EXERCISE DETAILS: Write the data out again exactly, dropping any images it holds.

┄┄┄┄┄┄┄┄┄┄┄┄┄┄┄┄┄┄┄┄

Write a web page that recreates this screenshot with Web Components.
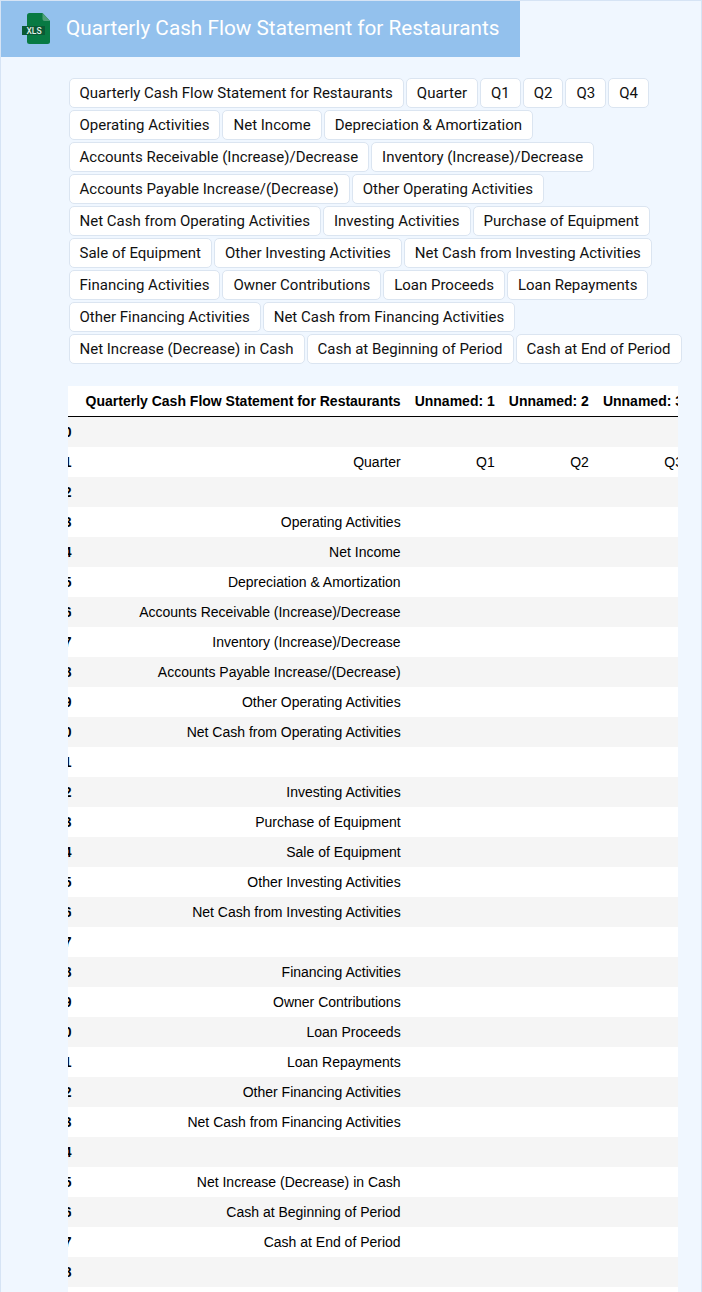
<!DOCTYPE html>
<html lang="en">
<head>
<meta charset="utf-8">
<title>Quarterly Cash Flow Statement for Restaurants</title>
<style>
html,body{margin:0;padding:0;height:1292px;overflow:hidden;background:#f0f7ff}
</style>
</head>
<body>
<app-page></app-page>
<script>
const ROWS=["","Quarter","","Operating Activities","Net Income","Depreciation & Amortization","Accounts Receivable (Increase)/Decrease","Inventory (Increase)/Decrease","Accounts Payable Increase/(Decrease)","Other Operating Activities","Net Cash from Operating Activities","","Investing Activities","Purchase of Equipment","Sale of Equipment","Other Investing Activities","Net Cash from Investing Activities","","Financing Activities","Owner Contributions","Loan Proceeds","Loan Repayments","Other Financing Activities","Net Cash from Financing Activities","","Net Increase (Decrease) in Cash","Cash at Beginning of Period","Cash at End of Period","",""];
const CHIPS=["Quarterly Cash Flow Statement for Restaurants","Quarter","Q1","Q2","Q3","Q4"].concat(ROWS.filter((r,i)=>r&&r!=="Quarter"));
const esc=s=>s.replace(/&/g,"&amp;");

class AppHeader extends HTMLElement{
  constructor(){super();this.attachShadow({mode:"open"}).innerHTML=`<style>
  :host{display:flex;align-items:center;width:519px;height:56px;background:#93c1ed;color:#fff;box-sizing:border-box;padding-left:21px;gap:14px}
  svg{flex:none;display:block}
  h1{margin:-2px 0 0;font:400 20.75px/24px Roboto,sans-serif;white-space:nowrap}
  </style>
  <svg width="30" height="32" viewBox="0 0 30 32" aria-hidden="true">
    <path d="M7.5 0H20.5L28 8V28.5Q28 31 25.5 31H7.5Q5 31 5 28.5V2.5Q5 0 7.5 0Z" fill="#087a43"/>
    <path d="M20.5 0L28 8H22.5Q20.5 8 20.5 6Z" fill="#4f9f79"/>
    <rect x="0" y="13" width="23" height="9" fill="#0a5a35"/>
    <text x="12" y="20.7" text-anchor="middle" font-family="Roboto,sans-serif" font-size="8.5" font-weight="500" fill="#e3efe8">XLS</text>
  </svg><h1><slot></slot></h1>`;}
}
customElements.define("app-header",AppHeader);

class TagChip extends HTMLElement{
  constructor(){super();this.attachShadow({mode:"open"}).innerHTML=`<style>
  :host{display:block;box-sizing:border-box;height:30px;padding:0 10px;background:#fff;border:1px solid #dbe5f1;border-radius:5px;font:400 15px/28px Roboto,sans-serif;color:#111;white-space:nowrap}
  </style><slot></slot>`;}
}
customElements.define("tag-chip",TagChip);

class ChipList extends HTMLElement{
  constructor(){super();this.attachShadow({mode:"open"}).innerHTML=`<style>
  :host{display:flex;flex-wrap:wrap;gap:2px;box-sizing:border-box}
  </style><slot></slot>`;}
}
customElements.define("chip-list",ChipList);

class DataTable extends HTMLElement{
  constructor(){super();
    const body=ROWS.map((r,i)=>`<tr><th>${i}</th><td>${esc(r)}</td><td>${r==="Quarter"?"Q1":""}</td><td>${r==="Quarter"?"Q2":""}</td><td>${r==="Quarter"?"Q3":""}</td><td>${r==="Quarter"?"Q4":""}</td></tr>`).join("");
    this.attachShadow({mode:"open"}).innerHTML=`<style>
    :host{display:block;width:610px;overflow:hidden;background:#fff}
    table{border-collapse:collapse;margin-left:-19px;font:14px/16px "Liberation Sans",Arial,sans-serif;color:#000;background:#fff}
    th,td{padding:7px;text-align:right;white-space:nowrap;height:16px}
    th{font-weight:700}
    thead th{border-bottom:1px solid #000}
    tbody tr:nth-child(odd){background:#f5f5f5}
    </style>
    <table><thead><tr><th></th><th>Quarterly Cash Flow Statement for Restaurants</th><th>Unnamed: 1</th><th>Unnamed: 2</th><th>Unnamed: 3</th><th>Unnamed: 4</th></tr></thead><tbody>${body}</tbody></table>`;}
}
customElements.define("data-table",DataTable);

class AppPage extends HTMLElement{
  constructor(){super();
    const chips=CHIPS.map(c=>`<tag-chip>${esc(c)}</tag-chip>`).join("");
    this.attachShadow({mode:"open"}).innerHTML=`<style>
    :host{display:block;box-sizing:border-box;height:1292px;overflow:hidden;background:#f0f7ff;border:1px solid #d6e4f5;border-bottom:0}
    main{display:flex;flex-direction:column;padding:21px 0 0 67px;gap:22px}
    chip-list{margin:0 12px 0 .5px}
    </style>
    <app-header>Quarterly Cash Flow Statement for Restaurants</app-header>
    <main><chip-list>${chips}</chip-list><data-table></data-table></main>`;}
}
customElements.define("app-page",AppPage);
</script>
</body>
</html>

┄┄┄┄┄┄┄┄┄┄┄┄┄┄┄┄┄┄┄┄

COMPLETE ANSWER:
Write a web page that recreates this screenshot with Web Components.
<!DOCTYPE html>
<html lang="en">
<head>
<meta charset="utf-8">
<title>Quarterly Cash Flow Statement for Restaurants</title>
<style>
html,body{margin:0;padding:0;height:1292px;overflow:hidden;background:#f0f7ff}
</style>
</head>
<body>
<app-page></app-page>
<script>
const ROWS=["","Quarter","","Operating Activities","Net Income","Depreciation & Amortization","Accounts Receivable (Increase)/Decrease","Inventory (Increase)/Decrease","Accounts Payable Increase/(Decrease)","Other Operating Activities","Net Cash from Operating Activities","","Investing Activities","Purchase of Equipment","Sale of Equipment","Other Investing Activities","Net Cash from Investing Activities","","Financing Activities","Owner Contributions","Loan Proceeds","Loan Repayments","Other Financing Activities","Net Cash from Financing Activities","","Net Increase (Decrease) in Cash","Cash at Beginning of Period","Cash at End of Period","",""];
const CHIPS=["Quarterly Cash Flow Statement for Restaurants","Quarter","Q1","Q2","Q3","Q4"].concat(ROWS.filter((r,i)=>r&&r!=="Quarter"));
const esc=s=>s.replace(/&/g,"&amp;");

class AppHeader extends HTMLElement{
  constructor(){super();this.attachShadow({mode:"open"}).innerHTML=`<style>
  :host{display:flex;align-items:center;width:519px;height:56px;background:#93c1ed;color:#fff;box-sizing:border-box;padding-left:21px;gap:14px}
  svg{flex:none;display:block}
  h1{margin:-2px 0 0;font:400 20.75px/24px Roboto,sans-serif;white-space:nowrap}
  </style>
  <svg width="30" height="32" viewBox="0 0 30 32" aria-hidden="true">
    <path d="M7.5 0H20.5L28 8V28.5Q28 31 25.5 31H7.5Q5 31 5 28.5V2.5Q5 0 7.5 0Z" fill="#087a43"/>
    <path d="M20.5 0L28 8H22.5Q20.5 8 20.5 6Z" fill="#4f9f79"/>
    <rect x="0" y="13" width="23" height="9" fill="#0a5a35"/>
    <text x="12" y="20.7" text-anchor="middle" font-family="Roboto,sans-serif" font-size="8.5" font-weight="500" fill="#e3efe8">XLS</text>
  </svg><h1><slot></slot></h1>`;}
}
customElements.define("app-header",AppHeader);

class TagChip extends HTMLElement{
  constructor(){super();this.attachShadow({mode:"open"}).innerHTML=`<style>
  :host{display:block;box-sizing:border-box;height:30px;padding:0 10px;background:#fff;border:1px solid #dbe5f1;border-radius:5px;font:400 15px/28px Roboto,sans-serif;color:#111;white-space:nowrap}
  </style><slot></slot>`;}
}
customElements.define("tag-chip",TagChip);

class ChipList extends HTMLElement{
  constructor(){super();this.attachShadow({mode:"open"}).innerHTML=`<style>
  :host{display:flex;flex-wrap:wrap;gap:2px;box-sizing:border-box}
  </style><slot></slot>`;}
}
customElements.define("chip-list",ChipList);

class DataTable extends HTMLElement{
  constructor(){super();
    const body=ROWS.map((r,i)=>`<tr><th>${i}</th><td>${esc(r)}</td><td>${r==="Quarter"?"Q1":""}</td><td>${r==="Quarter"?"Q2":""}</td><td>${r==="Quarter"?"Q3":""}</td><td>${r==="Quarter"?"Q4":""}</td></tr>`).join("");
    this.attachShadow({mode:"open"}).innerHTML=`<style>
    :host{display:block;width:610px;overflow:hidden;background:#fff}
    table{border-collapse:collapse;margin-left:-19px;font:14px/16px "Liberation Sans",Arial,sans-serif;color:#000;background:#fff}
    th,td{padding:7px;text-align:right;white-space:nowrap;height:16px}
    th{font-weight:700}
    thead th{border-bottom:1px solid #000}
    tbody tr:nth-child(odd){background:#f5f5f5}
    </style>
    <table><thead><tr><th></th><th>Quarterly Cash Flow Statement for Restaurants</th><th>Unnamed: 1</th><th>Unnamed: 2</th><th>Unnamed: 3</th><th>Unnamed: 4</th></tr></thead><tbody>${body}</tbody></table>`;}
}
customElements.define("data-table",DataTable);

class AppPage extends HTMLElement{
  constructor(){super();
    const chips=CHIPS.map(c=>`<tag-chip>${esc(c)}</tag-chip>`).join("");
    this.attachShadow({mode:"open"}).innerHTML=`<style>
    :host{display:block;box-sizing:border-box;height:1292px;overflow:hidden;background:#f0f7ff;border:1px solid #d6e4f5;border-bottom:0}
    main{display:flex;flex-direction:column;padding:21px 0 0 67px;gap:22px}
    chip-list{margin:0 12px 0 .5px}
    </style>
    <app-header>Quarterly Cash Flow Statement for Restaurants</app-header>
    <main><chip-list>${chips}</chip-list><data-table></data-table></main>`;}
}
customElements.define("app-page",AppPage);
</script>
</body>
</html>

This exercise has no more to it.